08 March 2018

I fondamenti della scherma italiana by Poggio Vannucchi

** EDIT: My translation of this treatise may now be found here. **

Below you will find the link to scans of Poggio Vannucchi's 1915 fencing treatise I fondamenti della scherma italiana ("The fundamentals of Italian fencing"). The book is split into two sections, one for sword and the other for sabre. Vannucchi was a Radaellian, and he makes no attempt to hide his loyalty to the great maestro, dedicating the book "To Giuseppe Radaelli, maestro and renewer of the art of fencing, with devoted memory".

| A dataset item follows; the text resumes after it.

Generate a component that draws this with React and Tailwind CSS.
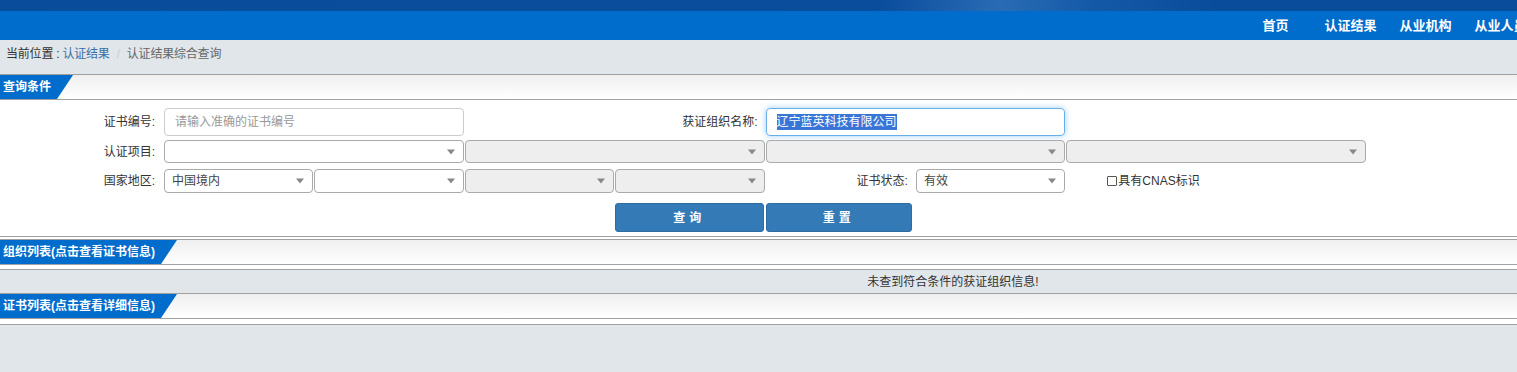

https://drive.google.com/open?id=1rh21hfu3yd8V-Zo5vHauwgz49w7N9DQQ

In the introduction, Vannucchi states that Radaelli founded his system on the axiom: "the parry does not exist", which Vannucchi then explains as meaning "if the blow is well struck, with all the desired requirements, it is not possible to parry it". He then goes on to decry the "decadent" state of modern fencing, criticising the regulation system of the time (that of Pecoraro and Pessina).

Vannucchi's sabre system does not deviate dramatically from Radaelli's, leaving most of the terminology the same (even continuing to use the word coupé, unlike most of his contemporaries). However his guard position has the arm and sabre (his being straight blade with a Radaelli hilt) in a straight line, extended horizontally at shoulder height with the edge turned diagonally up. He is also unique in that he describes two different types of parry of 1st. One is called "alta angolata", with the arm and sabre at a right angle as described in Del Frate's manuals, the other is "in linea", with the arm extended at shoulder height as described in Masiello's treatise (and many others).

Thanks to Biblioteca Universitaria Bologna for providing me with the scans.